Les deux histoires sont difficiles à ranger dans un genre bien particulier et ils évoquent un personnage plein d'humanité mais empreint d'une grande naïveté, dont le destin n'est plus véritablement entre ses mains. Ils jouent aussi avec le point de vue du narrateur qui va raconter sa vie dans un livre, livre dont on se retrouve finalement à tourner les pages.
Pour revenir sur le destin, cela fait quelques semaines seulement que j'ai entre les mains une biographie écrite par Pierre Brevignon et consacrée à Samuel Barber. Il est, entre autres choses, l'auteur d'un morceau de musique classique devenu mythique depuis qu'il a été joué dans Elephant Man et surtout, dans Platoon. Il s'agit de l'Adagio pour cordes, qui fait officie de sonnerie de téléphone au début du roman de Fabrice Colin. Le morceau est certes très connu du côté des américains mais c'est une nouvelle l'occasion pour moi de mettre en avant les théories de la Fin des mystères de Scarlett Thomas.
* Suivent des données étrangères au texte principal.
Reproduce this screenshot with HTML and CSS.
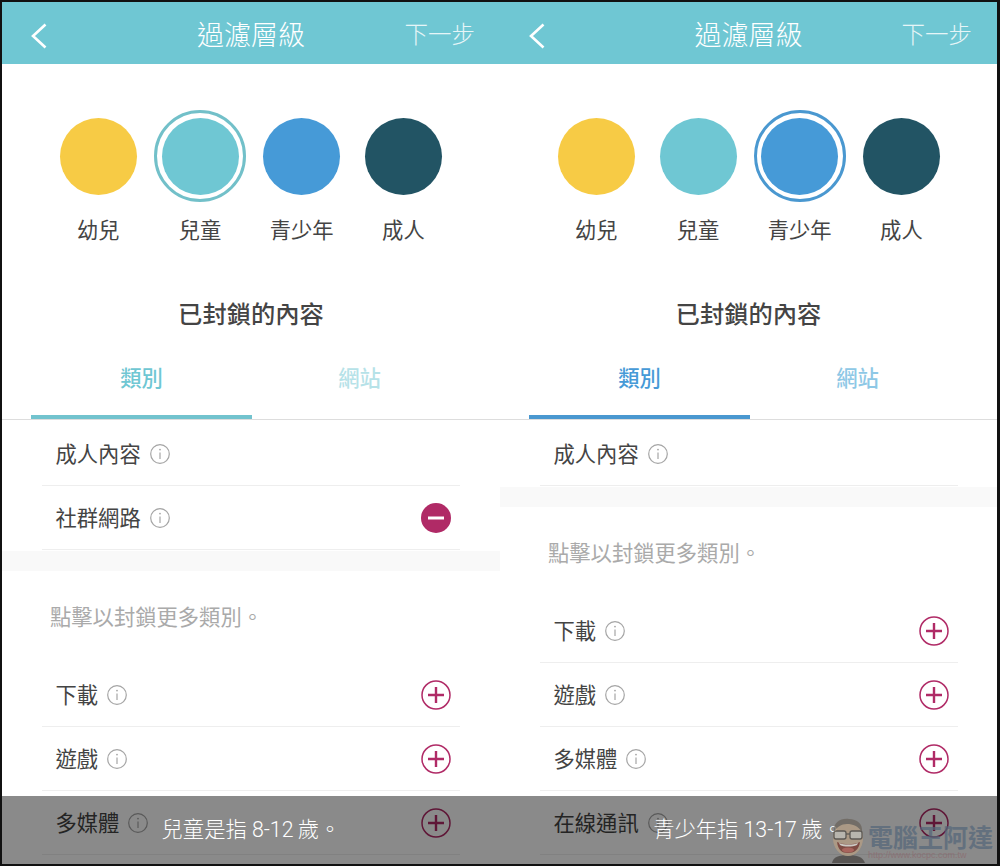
FILE: index.html
```html
<!DOCTYPE html>
<html lang="zh-Hant">
<head>
  <meta charset="UTF-8" />
  <meta name="viewport" content="width=device-width, initial-scale=1.0" />
  <title>過濾層級</title>
  <link rel="stylesheet" href="styles.css">
</head>
<body>
  <svg class="defs" width="0" height="0">
    <symbol id="info" viewBox="0 0 20 20">
      <circle cx="10" cy="10" r="9.3" fill="none" stroke="currentColor" stroke-width="1.2" />
      <circle cx="10" cy="5.6" r="0.9" fill="currentColor" />
      <path d="M10 8.4V15" fill="none" stroke="currentColor" stroke-width="1.2" />
    </symbol>
    <symbol id="plus" viewBox="0 0 30 30">
      <circle cx="15" cy="15" r="14" fill="none" stroke="currentColor" stroke-width="1.5" />
      <path d="M7 15H23M15 7V23" fill="none" stroke="currentColor" stroke-width="2.4" />
    </symbol>
    <symbol id="minus" viewBox="0 0 30 30">
      <circle cx="15" cy="15" r="15" fill="currentColor" />
      <path d="M7 15H23" fill="none" stroke="#fff" stroke-width="3" />
    </symbol>
    <symbol id="back" viewBox="0 0 16 26">
      <path d="M14.5 1.5L2 13L14.5 24.5" fill="none" stroke="currentColor" stroke-width="2.6" />
    </symbol>
  </svg>

  <div class="screens">
    <!-- 兒童 -->
    <main class="phone phone-kid">
      <header class="topbar">
        <svg class="back"><use href="#back" /></svg>
        <h1>過濾層級</h1>
        <span class="next">下一步</span>
      </header>
      <div class="levels">
        <div class="level"><div class="swatch"><span class="dot yellow"></span></div><p>幼兒</p></div>
        <div class="level"><div class="swatch selected"><span class="dot teal"></span></div><p>兒童</p></div>
        <div class="level"><div class="swatch"><span class="dot blue"></span></div><p>青少年</p></div>
        <div class="level"><div class="swatch"><span class="dot navy"></span></div><p>成人</p></div>
      </div>
      <h2>已封鎖的內容</h2>
      <nav class="tabs">
        <a class="tab active">類別</a>
        <a class="tab">網站</a>
      </nav>
      <ul class="list blocked">
        <li><span>成人內容</span><svg class="info"><use href="#info" /></svg></li>
        <li><span>社群網路</span><svg class="info"><use href="#info" /></svg><svg class="act solid"><use href="#minus" /></svg></li>
      </ul>
      <div class="band"></div>
      <p class="hint">點擊以封鎖更多類別。</p>
      <ul class="list">
        <li><span>下載</span><svg class="info"><use href="#info" /></svg><svg class="act"><use href="#plus" /></svg></li>
        <li><span>遊戲</span><svg class="info"><use href="#info" /></svg><svg class="act"><use href="#plus" /></svg></li>
        <li><span>多媒體</span><svg class="info"><use href="#info" /></svg><svg class="act"><use href="#plus" /></svg></li>
      </ul>
      <div class="toast">兒童是指 8-12&#8201;歲。</div>
    </main>

    <!-- 青少年 -->
    <main class="phone phone-teen">
      <header class="topbar">
        <svg class="back"><use href="#back" /></svg>
        <h1>過濾層級</h1>
        <span class="next">下一步</span>
      </header>
      <div class="levels">
        <div class="level"><div class="swatch"><span class="dot yellow"></span></div><p>幼兒</p></div>
        <div class="level"><div class="swatch"><span class="dot teal"></span></div><p>兒童</p></div>
        <div class="level"><div class="swatch selected"><span class="dot blue"></span></div><p>青少年</p></div>
        <div class="level"><div class="swatch"><span class="dot navy"></span></div><p>成人</p></div>
      </div>
      <h2>已封鎖的內容</h2>
      <nav class="tabs">
        <a class="tab active">類別</a>
        <a class="tab">網站</a>
      </nav>
      <ul class="list blocked">
        <li><span>成人內容</span><svg class="info"><use href="#info" /></svg></li>
      </ul>
      <div class="band"></div>
      <p class="hint">點擊以封鎖更多類別。</p>
      <ul class="list">
        <li><span>下載</span><svg class="info"><use href="#info" /></svg><svg class="act"><use href="#plus" /></svg></li>
        <li><span>遊戲</span><svg class="info"><use href="#info" /></svg><svg class="act"><use href="#plus" /></svg></li>
        <li><span>多媒體</span><svg class="info"><use href="#info" /></svg><svg class="act"><use href="#plus" /></svg></li>
        <li><span>在線通訊</span><svg class="info"><use href="#info" /></svg><svg class="act"><use href="#plus" /></svg></li>
      </ul>
      <div class="toast">青少年指 13-17&#8201;歲。</div>
    </main>
  </div>

  <!-- watermark -->
  <div class="mark">
    <svg class="mark-face" viewBox="0 0 40 48">
      <path d="M4 48C5 42 11 40 20 40S35 42 37 48Z" fill="#45423f" />
      <ellipse cx="20" cy="23" rx="15" ry="18" fill="#b8a084" />
      <path d="M6 17C5 7 13 3 21 4C29 4 35 9 34 17C30 11 25 9 19 9C13 9 9 12 6 17Z" fill="#6a635a" />
      <rect x="6" y="16" width="12" height="8" rx="2" fill="#c9c6bd" stroke="#4a4640" stroke-width="1.3" />
      <rect x="22" y="16" width="12" height="8" rx="2" fill="#c9c6bd" stroke="#4a4640" stroke-width="1.3" />
      <path d="M18 19H22" stroke="#4a4640" stroke-width="1.3" />
      <path d="M9 27C15 30 26 30 32 27C31 35 26 38 20 38C14 38 10 35 9 27Z" fill="#7a3328" />
      <path d="M11 28C16 30 25 30 30 28L29 30C24 32 16 32 12 30Z" fill="#e6e2da" />
      <ellipse cx="20" cy="35" rx="6" ry="2.5" fill="#b5584c" />
    </svg>
    <div class="mark-text">
      <strong>電腦王阿達</strong>
      <small>http://www.kocpc.com.tw</small>
    </div>
  </div>
</body>
</html>
```

FILE: styles.css
```css
* {
  box-sizing: border-box;
}
body {
  margin: 0;
  height: 866px;
  overflow: hidden;
  position: relative;
  background: #111;
  font-family: "Noto Sans CJK TC", "Noto Sans", sans-serif;
  color: #444;
}
.defs {
  position: absolute;
}
.screens {
  display: flex;
  padding: 2px 0 0 2px;
}
.phone {
  position: relative;
  width: 498px;
  height: 862px;
  overflow: hidden;
  background: #fff;
}
.phone-teen {
  width: 497px;
}

/* top bar */
.topbar {
  display: flex;
  align-items: center;
  justify-content: center;
  position: relative;
  height: 62px;
  background: #6fc7d3;
  color: #fff;
}
.topbar h1 {
  margin: 0;
  font-size: 27px;
  font-weight: 300;
  line-height: 1;
}
.back {
  position: absolute;
  left: 29px;
  top: 21px;
  width: 16px;
  height: 26px;
}
.next {
  position: absolute;
  right: 25px;
  top: 15px;
  font-size: 23.5px;
  font-weight: 300;
  line-height: 32px;
  color: #e6f5f7;
}

/* level picker */
.levels {
  display: grid;
  grid-template-columns: repeat(4, 101.7px);
  padding: 46px 0 0 45.5px;
}
.level {
  display: flex;
  flex-direction: column;
  align-items: center;
}
.level p {
  margin: 13px 0 1px;
  font-size: 21.3px;
  line-height: 28px;
}
.swatch {
  display: flex;
  align-items: center;
  justify-content: center;
  width: 92px;
  height: 92px;
  border-radius: 50%;
}
.swatch.selected {
  border: 3px solid #72c0c9;
}
.phone-teen .swatch.selected {
  border-color: #4a98d0;
}
.dot {
  width: 77px;
  height: 77px;
  border-radius: 50%;
}
.yellow { background: #f7cb45; }
.teal { background: #6fc7d3; }
.blue { background: #469ad7; }
.navy { background: #225464; }

h2 {
  margin: 53px 0 0;
  text-align: center;
  font-size: 24.3px;
  font-weight: 500;
  line-height: 32px;
}

/* tabs */
.tabs {
  display: grid;
  grid-template-columns: 221px 215px;
  margin-top: 33px;
  padding-left: 29px;
  border-bottom: 1px solid #ddd;
}
.tab {
  padding-bottom: 23px;
  border-bottom: 4px solid transparent;
  text-align: center;
  font-size: 21.3px;
  font-weight: 500;
  line-height: 30px;
  color: #b6e2e8;
}
.tab.active {
  color: #6fc7d3;
  border-bottom-color: #72c3ce;
}
.phone-teen .tab {
  color: #8ec8e6;
}
.phone-teen .tab.active {
  color: #469ad7;
  border-bottom-color: #4a98d0;
}

/* category rows */
.list {
  list-style: none;
  margin: 0 40px;
  padding: 0;
}
.phone-teen .list {
  margin-right: 39px;
}
.blocked {
  margin-top: 2px;
}
.list li {
  display: flex;
  align-items: center;
  height: 64px;
  padding: 0 9px 0 13.5px;
  border-bottom: 1px solid #eee;
  font-size: 21.3px;
}
.list li span {
  padding-bottom: 2px;
}
.info {
  width: 20px;
  height: 20px;
  margin-left: 9px;
  color: #a5a5a5;
}
.act {
  width: 30px;
  height: 30px;
  margin-left: auto;
  color: #b02a66;
}
.band {
  height: 20px;
  margin-top: 1px;
  background: #f9f9f9;
}
.hint {
  margin: 30px 0 32px;
  padding-left: 48px;
  font-size: 21.3px;
  line-height: 30px;
  color: #aaa;
}

/* toast */
.toast {
  position: absolute;
  left: 0;
  right: 0;
  bottom: 0;
  height: 68px;
  padding-top: 19px;
  background: rgba(0, 0, 0, 0.46);
  text-align: center;
  font-family: Roboto, "Noto Sans CJK TC", sans-serif;
  font-size: 21.3px;
  font-weight: 300;
  line-height: 30px;
  color: #fff;
}

/* watermark */
.mark {
  position: absolute;
  left: 828px;
  top: 815px;
  display: flex;
  opacity: 0.72;
}
.mark-face {
  width: 40px;
  height: 48px;
}
.mark-text {
  display: flex;
  flex-direction: column;
  padding-top: 7px;
}
.mark-text strong {
  font-size: 25px;
  line-height: 28px;
  color: #55677a;
  white-space: nowrap;
}
.mark-text small {
  font-family: "Liberation Sans", sans-serif;
  font-size: 9px;
  line-height: 11px;
  color: #8c6a70;
  white-space: nowrap;
}
```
C'est le premier roman de l'auteur que je lis, donc je n'ai pas le recul nécessaire pour voir les récurrences dans son œuvre et ses "fixettes". Malgré une fin qui traine un peu en longueur dans ses explications, et une évocation des attentats du 11 septembre de New York un peu trop omniprésente à mon goût, j'ai pris un immense plaisir à découvrir la plume d'un auteur qui maitrise son récit du début à la fin, dans un univers que j'affectionne particulièrement. Il me reste maintenant à franchir le seuil des autres univers qui sont les siens depuis ses débuts, ceux de la fantasy et de la science fiction.